IMHO, the foldable YAFF is unlikely to change that, for a few reasons:

  • It is not different enough for many apps to want to target it specifically. Whereas wearables, cars, and TVs have affinities for certain app types, phones and tablets are more “general purpose”. A phone that can transmogrify into a small tablet is still a general-purpose device. Off the top of my head, I cannot think of an app category that would be specifically useful for a foldable but not for a regular tablet or Chrome OS device. As a result, few developers will race towards foldables to be “a big fish in a small pond” with apps specifically aimed for foldables.

  • Foldables are likely to be expensive in the short term. I cannot imagine that Samsung will sell theirs for less than they sell their current flagship devices, at least at the outset. As a result, I am expecting prices to be 1200 USD or higher. Eventually, perhaps foldables will become common enough that they become a standard feature of flagship devices. With luck, foldables will become commonplace and available at lower price points. However, in 2019 and 2020, I expect foldables to be pricey. UPDATE 2018-11-12: Ars Technica reports a possible price tag above 1700 USD.

  • Foldables might be marketed as luxuries in the short term. Foldables are bling. Nobody is going to look at a car and say, “Wow! That’s a really cool container for Android Auto!”. By contrast, foldables are the sort of thing that people will pull out of their pocket/purse/pouch/pontoon just for the sake of showing off. Samsung, in particular, might lean into this approach, specifically pricing their foldable very high and skipping any carrier marketing deals, with an eye towards having their foldable become a status symbol.
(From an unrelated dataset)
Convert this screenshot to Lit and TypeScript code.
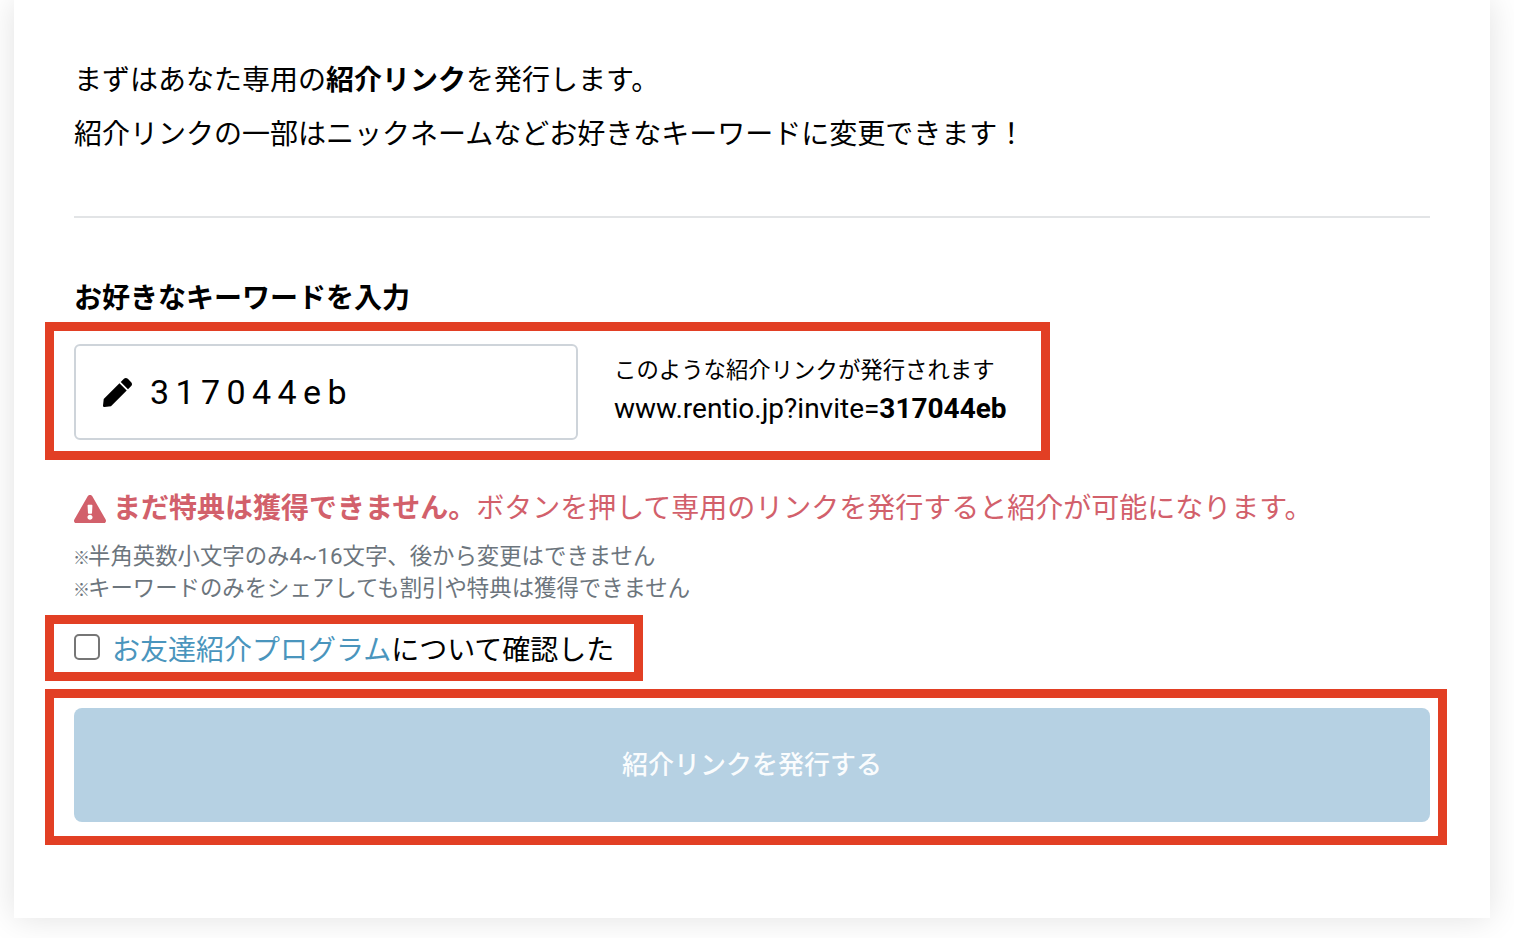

  • Foldables are likely to be a small niche in the short term. There are tens of millions of users of Chrome OS and Android tablets… and lots of app developers yawn at those figures. It will be a wonderful day when we can say that there are tens of millions of users of foldables. Depending on pricing and marketing, in 2019 and 2020, it might be closer to tens of thousands of users of foldables. As such, as Gertrude Stein once wrote of the city of Oakland, “there’s no there there” – few developers will be inspired to support foldables when there are so few users.


The good news is that supporting foldables is likely to be not that different than supporting multi-window and configuration changes in general. It appears that we will simply get a configuration change for a new screen size (and perhaps density) when the device moves from a folded to an unfolded state. We already should be dealing with that for existing form factors – the foldable YAFF just adds a few more users that would benefit from our work. If anything, Samsung’s foldable might be simpler than scenarios like Chrome OS, as it appears that Samsung is going to limit the number of simultaneous windows (3 at a time, based on their initial statements).
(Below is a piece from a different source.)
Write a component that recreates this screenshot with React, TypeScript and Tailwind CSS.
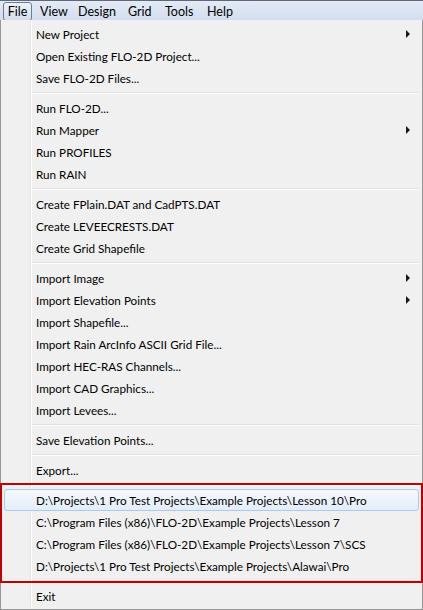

Foldables might cause other headaches – Samsung’s device has an unusual 21:9 aspect ratio when folded – but these are headaches that we have had to deal with from time to time for years. The fewer assumptions that you make about the device that you run on, the more likely it is that your app will hold up nicely, even when faced with strange device specifications.

It appears that the way that Android is going to handle foldables from an architecture standpoint is to consider them as having two displays, with activities moving from one display to another when unfolded. We have had support for this sort of behavior since Android 8.0, though it has not been that widely used. However, this puts additional pressure on developers to do the right thing: if it involves your UI, always get the information from an Activity. In particular, do not work with resources, Display, or similar objects that you get from an Application singleton. The Activity knows which display it is on and will give you the right resources and display metrics for that display. Application, by constrast, will only know to use the default display (whatever that default might be), which may be substantially different than the display that your Activity appears on.
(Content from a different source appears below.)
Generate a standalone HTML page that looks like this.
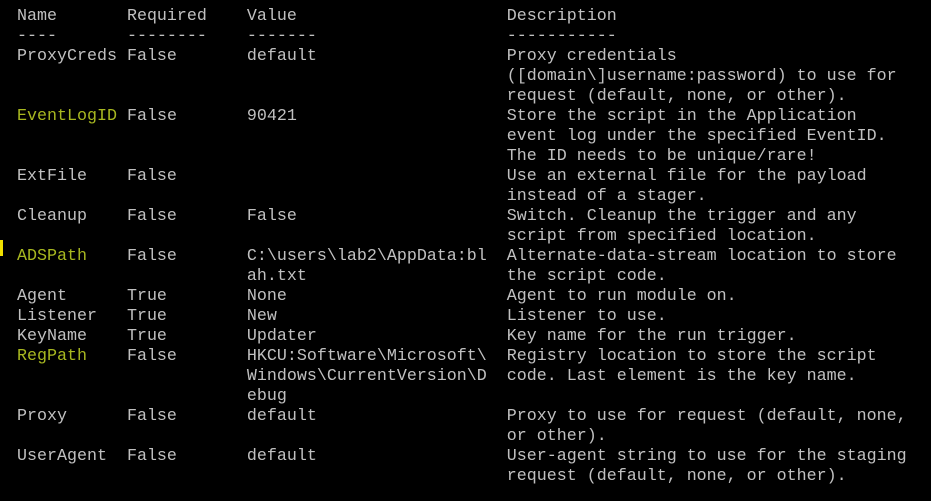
<!DOCTYPE html>
<html><head><meta charset="utf-8"><style>
html,body{margin:0;padding:0;background:#000;width:931px;height:501px;overflow:hidden}
pre{position:absolute;left:17px;top:7px;margin:0;font-family:"Liberation Mono",monospace;font-size:16.67px;line-height:20px;color:#c0c0c0}
.g{color:#a8b820}
.bar{position:absolute;left:0;top:240px;width:3px;height:16px;background:#f0e000}
</style></head><body>
<div class="bar"></div>
<pre>Name       Required    Value                     Description
----       --------    -------                   -----------
ProxyCreds False       default                   Proxy credentials
                                                 ([domain\]username:password) to use for
                                                 request (default, none, or other).
<span class="g">EventLogID</span> False       90421                     Store the script in the Application
                                                 event log under the specified EventID.
                                                 The ID needs to be unique/rare!
ExtFile    False                                 Use an external file for the payload
                                                 instead of a stager.
Cleanup    False       False                     Switch. Cleanup the trigger and any
                                                 script from specified location.
<span class="g">ADSPath</span>    False       C:\users\lab2\AppData:bl  Alternate-data-stream location to store
                       ah.txt                    the script code.
Agent      True        None                      Agent to run module on.
Listener   True        New                       Listener to use.
KeyName    True        Updater                   Key name for the run trigger.
<span class="g">RegPath</span>    False       HKCU:Software\Microsoft\  Registry location to store the script
                       Windows\CurrentVersion\D  code. Last element is the key name.
                       ebug
Proxy      False       default                   Proxy to use for request (default, none,
                                                 or other).
UserAgent  False       default                   User-agent string to use for the staging
                                                 request (default, none, or other).</pre>
</body></html>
I am somewhat nervous about “multi-resume”. With current multi-window support on Android, only the window that the user is interacting with is considered to be resumed. All other windows, and their top-most activities, are paused. With “multi-resume”, that distinction vanishes: all windows’ top-most activities are resumed. This is an opt-in behavior for Android 9.0 – both the manufacturer and the developer (via a manifest <meta-data> element) have to agree to allow for multi-resume. However, in an Android Developer Summit presentation, Google indicated that they expect this to be mandatory in Android Q. This will introduce more weird edge cases that we have to deal with, and it does not appear to be really tied to foldables at all.

It is possible that, in the long term, we will look back on the days with rigid non-folding displays the same way that we look back on CRT monitors, dot-matrix printers, and dial-up Internet access. Near-term, foldables are unlikely to “move the needle” much in terms of the characteristics of the Android user base. However, foldables are yet another reason to try to support a wider range of Android devices than simple phones, and the work that you might do with foldables in mind will help many more users than just those who elect to buy a foldable.